Joefrazell
Well-Known Member
- Joined
- Apr 29, 2017
- Messages
- 1,600
Since you asked, I'll respond.
Price plays a role in nearly every decision. Sometimes you need to pay more when the circumstances justify it. The OP is shooting a 300 WM. This cartridge is very often not a high volume cartridge like a 223. The barrel life usually doesn't allow for 2000 rounds and is pricier to shoot than a 270/308. The original inquiry was about shooting animals. The requirements to kill paper is ever so slightly different.
What I'm not thrilled with in the discussion is the price difference part. Midway has both bullets mentioned in stock and on sale. 208 hornady reg price $41, 210 berger reg price $56. This is per 100 bulets. A whopping $15 saved per 100 shots. That's a $3 per box savings. You could save more than that buying bulk/ on sale. Is that really enough to justify risking bullet performance? I'd suggest accuracy, application, and bullet construction are far more important than the small difference in price.

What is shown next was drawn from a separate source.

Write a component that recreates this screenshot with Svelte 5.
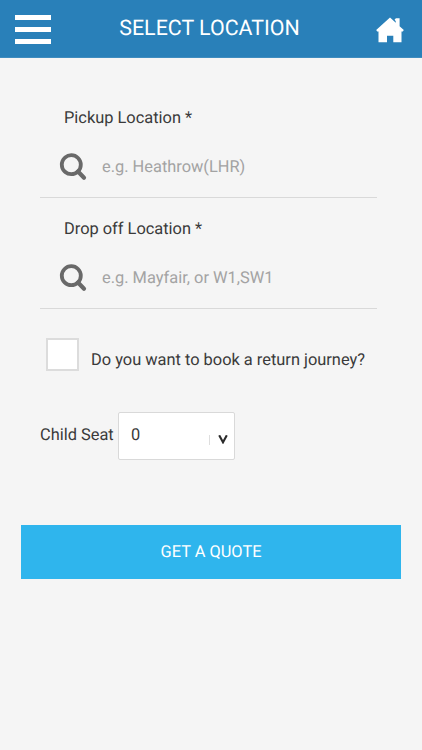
<script lang="ts">
    const fields = [
        { id: 'pickup', label: 'Pickup Location *', placeholder: 'e.g. Heathrow(LHR)' },
        { id: 'dropoff', label: 'Drop off Location *', placeholder: 'e.g. Mayfair, or W1,SW1' }
    ]

    let values = $state({ pickup: '', dropoff: '' })
    let returnJourney = $state(false)
    let childSeats = $state(0)
</script>

<div class="screen">
    <header>
        <button type="button" class="menu" aria-label="Menu">
            <span></span>
            <span></span>
            <span></span>
        </button>
        <h1>SELECT LOCATION</h1>
        <button type="button" class="home" aria-label="Home">
            <svg width="28" height="26" viewBox="0 0 28 26">
                <path fill="#fff" d="M14 0.5 L19.8 5.8 V4.4 L18.6 2.2 L20.2 1.2 H23.6 V9.2 L27.8 13 L26.8 14.6 H25.5 V25.2 H17.3 V18.8 H11 V25.2 H2.5 V14.6 H1.2 L0.2 13 Z" />
            </svg>
        </button>
    </header>

    <form onsubmit={(e) => e.preventDefault()}>
        {#each fields as field}
            <div class="field">
                <label for={field.id}>{field.label}</label>
                <div class="search">
                    <svg width="28" height="28" viewBox="0 0 28 28">
                        <g fill="none" stroke="#696969">
                            <circle cx="12.3" cy="11.7" r="9.5" stroke-width="3.8" />
                            <path d="M19 18.5 L25 24.7" stroke-width="4.2" stroke-linecap="round" />
                        </g>
                    </svg>
                    <input id={field.id} type="text" placeholder={field.placeholder} bind:value={values[field.id]} />
                </div>
            </div>
        {/each}

        <label class="return">
            <input type="checkbox" bind:checked={returnJourney} />
            <span>Do you want to book a return journey?</span>
        </label>

        <div class="seats">
            <label for="seats">Child Seat</label>
            <div class="select">
                <select id="seats" bind:value={childSeats}>
                    {#each [0, 1, 2, 3] as count}
                        <option value={count}>{count}</option>
                    {/each}
                </select>
                <div class="arrow">
                    <svg width="10" height="9" viewBox="0 0 10 9">
                        <path fill="none" stroke="#2b2b2b" stroke-width="2.1" d="M1.2 0.3 L5 7.3 L8.8 0.3" />
                    </svg>
                </div>
            </div>
        </div>

        <button type="submit" class="quote">GET A QUOTE</button>
    </form>
</div>

<style>
    :global(body) {
        background: #f5f5f5;
    }
    .screen {
        min-height: 750px;
        box-sizing: border-box;
        background: #f5f5f5;
        color: #3a3a3a;
        font-family: Roboto, sans-serif;
        font-size: 16.4px;
        line-height: 24px;
        text-rendering: geometricPrecision;
    }
    button, input, select {
        font: inherit;
        color: inherit;
        margin: 0;
        padding: 0;
        border: none;
        outline: none;
        border-radius: 0;
        background: none;
        text-rendering: inherit;
    }
    header {
        display: flex;
        align-items: center;
        height: 58px;
        box-sizing: border-box;
        padding: 0 18px 0 15px;
        background: #2980b9;
        border-bottom: 1px solid #3f8cbf;
        color: #fff;
    }
    h1 {
        flex: 1;
        margin: 0;
        padding-right: 8px;
        font-size: 21.4px;
        font-weight: 400;
        line-height: 28px;
        text-align: center;
    }
    .menu {
        display: flex;
        flex-direction: column;
        gap: 7px;
        width: 36px;
        margin-top: 1px;
    }
    .menu span {
        height: 5px;
        background: #fff;
    }
    .home {
        display: flex;
        margin-top: 3px;
    }
    form {
        padding: 49px 21px 0;
    }
    .field {
        height: 111px;
        margin: 0 24px 0 19px;
    }
    .field > label {
        display: block;
        padding-left: 24px;
    }
    .search {
        display: flex;
        align-items: center;
        height: 67px;
        box-sizing: border-box;
        padding: 6px 0 0 19px;
        border-bottom: 1px solid #d9d9d9;
    }
    .search input {
        flex: 1;
        min-width: 0;
        margin-left: 15px;
        padding-top: 2px;
    }
    .search svg {
        margin-bottom: 1px;
    }
    .search input::placeholder {
        color: #a3a3a3;
        opacity: 1;
    }
    .return {
        display: flex;
        align-items: flex-start;
        margin: 9px 0 0 25px;
    }
    .return input {
        appearance: none;
        width: 33px;
        height: 33px;
        border: 2px solid #dcdcdc;
        background: #fff;
    }
    .return input:checked {
        background: #2fb5ed;
    }
    .return span {
        margin: 11px 0 0 12px;
        white-space: nowrap;
    }
    .seats {
        display: flex;
        align-items: center;
        margin: 39px 0 0 19px;
    }
    .seats label {
        width: 78px;
        margin-bottom: 1px;
    }
    .select {
        display: flex;
        align-items: center;
        width: 117px;
        height: 48px;
        box-sizing: border-box;
        border: 1px solid #d9d9d9;
        border-radius: 2px;
        background: #fff;
    }
    select {
        appearance: none;
        flex: 1;
        height: 46px;
        padding: 0 0 0 12px;
    }
    .arrow {
        display: flex;
        align-items: center;
        height: 10px;
        margin: 7px 6px 0 0;
        padding-left: 8px;
        border-left: 1px solid #dedede;
    }
    .quote {
        display: block;
        width: 380px;
        height: 54px;
        margin-top: 65px;
        padding-top: 2px;
        background: #2fb5ed;
        color: #fff;
        font-size: 16.4px;
        text-align: center;
    }
</style>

As for bulk Winchester Remington and the like, they all have their place. Rabbits, deer and coyotes don't need much, but if you were hunting grizzly bear on foot, would you let $15 per 100 bullets influence your decision?
If the bullet fails and the animal is never recovered, was it worth it?

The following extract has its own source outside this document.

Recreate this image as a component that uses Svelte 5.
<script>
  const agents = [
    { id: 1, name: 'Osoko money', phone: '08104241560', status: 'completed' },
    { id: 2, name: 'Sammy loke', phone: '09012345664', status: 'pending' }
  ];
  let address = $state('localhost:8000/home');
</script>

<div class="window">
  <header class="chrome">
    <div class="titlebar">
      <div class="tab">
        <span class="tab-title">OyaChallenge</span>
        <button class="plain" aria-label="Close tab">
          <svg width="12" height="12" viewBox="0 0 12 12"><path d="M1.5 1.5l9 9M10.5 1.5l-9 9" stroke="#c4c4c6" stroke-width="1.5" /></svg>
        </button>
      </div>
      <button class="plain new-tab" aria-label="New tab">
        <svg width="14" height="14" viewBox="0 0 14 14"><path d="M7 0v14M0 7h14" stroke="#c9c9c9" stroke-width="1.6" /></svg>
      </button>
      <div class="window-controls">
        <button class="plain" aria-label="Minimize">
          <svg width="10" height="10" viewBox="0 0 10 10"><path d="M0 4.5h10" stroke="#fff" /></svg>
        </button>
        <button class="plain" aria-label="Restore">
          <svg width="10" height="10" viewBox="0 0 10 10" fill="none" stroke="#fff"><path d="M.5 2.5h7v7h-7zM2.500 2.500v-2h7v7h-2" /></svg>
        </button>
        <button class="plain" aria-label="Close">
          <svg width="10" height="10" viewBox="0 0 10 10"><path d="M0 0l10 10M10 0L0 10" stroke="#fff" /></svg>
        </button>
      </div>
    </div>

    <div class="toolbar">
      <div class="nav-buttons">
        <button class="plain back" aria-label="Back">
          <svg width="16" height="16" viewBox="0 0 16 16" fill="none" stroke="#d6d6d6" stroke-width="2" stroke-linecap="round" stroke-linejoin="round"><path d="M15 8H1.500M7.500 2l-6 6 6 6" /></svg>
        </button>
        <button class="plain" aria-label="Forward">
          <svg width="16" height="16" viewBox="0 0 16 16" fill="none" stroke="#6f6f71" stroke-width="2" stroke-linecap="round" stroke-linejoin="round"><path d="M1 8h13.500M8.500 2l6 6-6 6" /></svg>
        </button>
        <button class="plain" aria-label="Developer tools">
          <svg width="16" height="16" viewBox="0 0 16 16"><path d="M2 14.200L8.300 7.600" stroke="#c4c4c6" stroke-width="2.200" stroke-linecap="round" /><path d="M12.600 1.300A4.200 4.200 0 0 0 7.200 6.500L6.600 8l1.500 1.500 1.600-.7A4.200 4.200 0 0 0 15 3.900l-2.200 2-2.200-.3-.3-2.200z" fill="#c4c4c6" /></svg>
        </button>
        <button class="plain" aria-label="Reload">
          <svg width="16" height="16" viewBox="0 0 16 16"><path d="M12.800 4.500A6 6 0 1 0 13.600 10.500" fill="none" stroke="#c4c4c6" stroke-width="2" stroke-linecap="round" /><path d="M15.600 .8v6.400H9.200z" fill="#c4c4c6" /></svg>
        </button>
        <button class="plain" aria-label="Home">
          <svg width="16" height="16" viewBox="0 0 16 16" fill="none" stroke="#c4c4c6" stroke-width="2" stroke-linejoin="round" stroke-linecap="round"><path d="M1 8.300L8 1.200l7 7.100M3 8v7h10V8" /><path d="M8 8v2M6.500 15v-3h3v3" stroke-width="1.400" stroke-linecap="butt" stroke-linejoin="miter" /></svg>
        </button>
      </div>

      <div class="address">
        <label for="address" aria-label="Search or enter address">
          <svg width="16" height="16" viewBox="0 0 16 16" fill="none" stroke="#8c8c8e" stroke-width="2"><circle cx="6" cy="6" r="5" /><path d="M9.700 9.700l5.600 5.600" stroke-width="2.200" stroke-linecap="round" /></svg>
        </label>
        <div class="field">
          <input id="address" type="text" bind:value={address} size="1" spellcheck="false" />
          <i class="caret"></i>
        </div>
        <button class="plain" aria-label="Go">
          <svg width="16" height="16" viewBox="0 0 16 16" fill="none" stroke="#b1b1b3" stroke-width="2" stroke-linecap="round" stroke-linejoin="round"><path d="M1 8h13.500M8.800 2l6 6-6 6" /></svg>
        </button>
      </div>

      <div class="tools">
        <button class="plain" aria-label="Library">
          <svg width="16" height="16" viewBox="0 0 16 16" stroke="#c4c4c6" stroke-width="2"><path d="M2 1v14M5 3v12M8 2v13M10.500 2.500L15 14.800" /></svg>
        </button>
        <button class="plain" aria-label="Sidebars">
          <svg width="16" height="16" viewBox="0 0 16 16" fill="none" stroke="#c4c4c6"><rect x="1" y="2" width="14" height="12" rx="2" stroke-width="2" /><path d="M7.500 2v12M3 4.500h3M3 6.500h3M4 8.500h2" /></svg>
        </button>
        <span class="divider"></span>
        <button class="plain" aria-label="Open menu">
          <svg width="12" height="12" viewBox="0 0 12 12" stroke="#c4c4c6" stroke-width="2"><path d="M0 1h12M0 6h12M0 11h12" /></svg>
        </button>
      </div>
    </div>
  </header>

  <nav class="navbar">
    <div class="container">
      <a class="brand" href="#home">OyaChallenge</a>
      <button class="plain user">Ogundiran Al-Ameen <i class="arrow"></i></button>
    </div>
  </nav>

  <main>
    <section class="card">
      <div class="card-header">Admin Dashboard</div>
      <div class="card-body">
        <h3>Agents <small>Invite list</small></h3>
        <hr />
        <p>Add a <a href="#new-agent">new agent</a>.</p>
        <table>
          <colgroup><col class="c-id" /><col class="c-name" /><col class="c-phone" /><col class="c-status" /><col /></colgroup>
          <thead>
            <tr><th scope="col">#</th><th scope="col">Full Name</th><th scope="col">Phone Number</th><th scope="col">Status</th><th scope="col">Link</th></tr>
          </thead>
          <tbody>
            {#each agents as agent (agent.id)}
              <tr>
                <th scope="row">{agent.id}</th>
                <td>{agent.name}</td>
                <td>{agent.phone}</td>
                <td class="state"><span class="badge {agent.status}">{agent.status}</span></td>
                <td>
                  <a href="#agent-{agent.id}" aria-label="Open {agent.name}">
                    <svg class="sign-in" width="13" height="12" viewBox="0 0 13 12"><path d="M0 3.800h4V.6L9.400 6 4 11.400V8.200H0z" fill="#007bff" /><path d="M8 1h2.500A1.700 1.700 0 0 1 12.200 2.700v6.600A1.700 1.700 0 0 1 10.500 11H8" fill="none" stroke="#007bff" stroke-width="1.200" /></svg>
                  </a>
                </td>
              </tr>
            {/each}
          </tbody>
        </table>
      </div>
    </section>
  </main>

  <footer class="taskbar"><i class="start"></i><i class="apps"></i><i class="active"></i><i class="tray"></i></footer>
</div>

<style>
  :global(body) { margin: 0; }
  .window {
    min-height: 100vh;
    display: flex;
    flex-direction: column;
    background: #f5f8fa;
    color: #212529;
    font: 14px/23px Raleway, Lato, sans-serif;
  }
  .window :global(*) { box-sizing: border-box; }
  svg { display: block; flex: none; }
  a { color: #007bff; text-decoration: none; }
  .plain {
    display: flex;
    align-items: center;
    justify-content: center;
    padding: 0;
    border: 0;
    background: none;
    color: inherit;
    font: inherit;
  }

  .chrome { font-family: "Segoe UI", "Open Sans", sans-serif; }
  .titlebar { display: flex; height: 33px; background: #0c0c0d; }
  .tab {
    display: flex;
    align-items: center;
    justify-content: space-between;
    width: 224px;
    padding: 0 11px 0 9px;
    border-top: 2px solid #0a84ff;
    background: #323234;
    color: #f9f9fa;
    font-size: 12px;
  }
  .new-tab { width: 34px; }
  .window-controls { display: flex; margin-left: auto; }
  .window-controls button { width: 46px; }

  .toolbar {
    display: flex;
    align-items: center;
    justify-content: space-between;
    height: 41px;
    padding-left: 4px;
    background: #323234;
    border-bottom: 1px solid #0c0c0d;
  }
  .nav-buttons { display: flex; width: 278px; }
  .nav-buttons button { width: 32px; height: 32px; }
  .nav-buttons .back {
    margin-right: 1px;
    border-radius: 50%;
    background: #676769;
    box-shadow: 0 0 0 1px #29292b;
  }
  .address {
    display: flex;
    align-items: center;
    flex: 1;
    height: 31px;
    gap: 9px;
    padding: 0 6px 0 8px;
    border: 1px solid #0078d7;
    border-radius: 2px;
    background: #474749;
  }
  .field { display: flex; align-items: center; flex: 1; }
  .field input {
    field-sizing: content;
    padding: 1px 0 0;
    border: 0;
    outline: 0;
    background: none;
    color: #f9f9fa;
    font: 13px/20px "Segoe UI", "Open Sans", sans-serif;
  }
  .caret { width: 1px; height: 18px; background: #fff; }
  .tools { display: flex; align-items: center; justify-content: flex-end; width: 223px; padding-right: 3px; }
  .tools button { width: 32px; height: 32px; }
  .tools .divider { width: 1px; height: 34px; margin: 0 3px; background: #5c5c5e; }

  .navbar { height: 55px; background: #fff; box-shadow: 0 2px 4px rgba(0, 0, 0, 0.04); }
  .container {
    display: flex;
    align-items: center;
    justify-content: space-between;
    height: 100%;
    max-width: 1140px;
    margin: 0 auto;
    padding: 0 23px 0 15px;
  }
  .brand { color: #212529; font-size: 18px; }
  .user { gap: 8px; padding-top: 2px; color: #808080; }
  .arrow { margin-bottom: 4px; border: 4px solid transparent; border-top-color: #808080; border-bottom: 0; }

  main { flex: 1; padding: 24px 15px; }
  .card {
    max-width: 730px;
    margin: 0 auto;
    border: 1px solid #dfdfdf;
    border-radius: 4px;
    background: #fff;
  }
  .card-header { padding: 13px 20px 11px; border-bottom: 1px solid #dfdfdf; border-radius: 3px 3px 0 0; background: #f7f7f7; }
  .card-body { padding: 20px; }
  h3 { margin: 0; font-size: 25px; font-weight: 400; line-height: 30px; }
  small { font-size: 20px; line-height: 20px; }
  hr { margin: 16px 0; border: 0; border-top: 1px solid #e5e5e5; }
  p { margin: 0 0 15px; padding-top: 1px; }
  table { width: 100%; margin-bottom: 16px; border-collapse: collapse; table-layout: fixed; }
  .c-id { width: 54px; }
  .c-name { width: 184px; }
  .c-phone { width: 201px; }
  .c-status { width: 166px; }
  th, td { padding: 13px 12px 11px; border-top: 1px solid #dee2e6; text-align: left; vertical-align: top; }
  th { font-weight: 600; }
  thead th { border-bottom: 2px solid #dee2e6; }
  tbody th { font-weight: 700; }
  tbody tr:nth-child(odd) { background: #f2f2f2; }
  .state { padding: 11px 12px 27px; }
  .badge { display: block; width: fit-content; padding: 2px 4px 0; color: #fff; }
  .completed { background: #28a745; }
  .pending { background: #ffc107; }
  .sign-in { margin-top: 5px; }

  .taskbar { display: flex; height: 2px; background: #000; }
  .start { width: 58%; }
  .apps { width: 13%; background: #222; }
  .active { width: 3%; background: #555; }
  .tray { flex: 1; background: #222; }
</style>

Let me be clear, I have nothing against hornady bullets and use the sst + ftx bullets. Curious why the OP is shooting a match bullet vs. the hunting line of X bullets.
Good luck, I'm done and won't be commenting any further.
I don't think he was trying to be cheap here. I think he's more just using his brain. Why spend more money on something if there's no advantage to it. I do agree that he should look into the eldx over the m but to be honest, I doubt anything he shoots will ever know the difference. I shot a bear with a 215 berger this year. Why not the 210 vld? Because the hybrid shoots better in my rifle. That bullet expanded and came apart into several pieces and absolutely devastated the insides of the bear and made several exit holes. He made it 2 steps after it flipped him over. From what I could tell it worked just like the vld. To me the only way a bullet fails is if it doesn't expand at all but I've never actually seen this.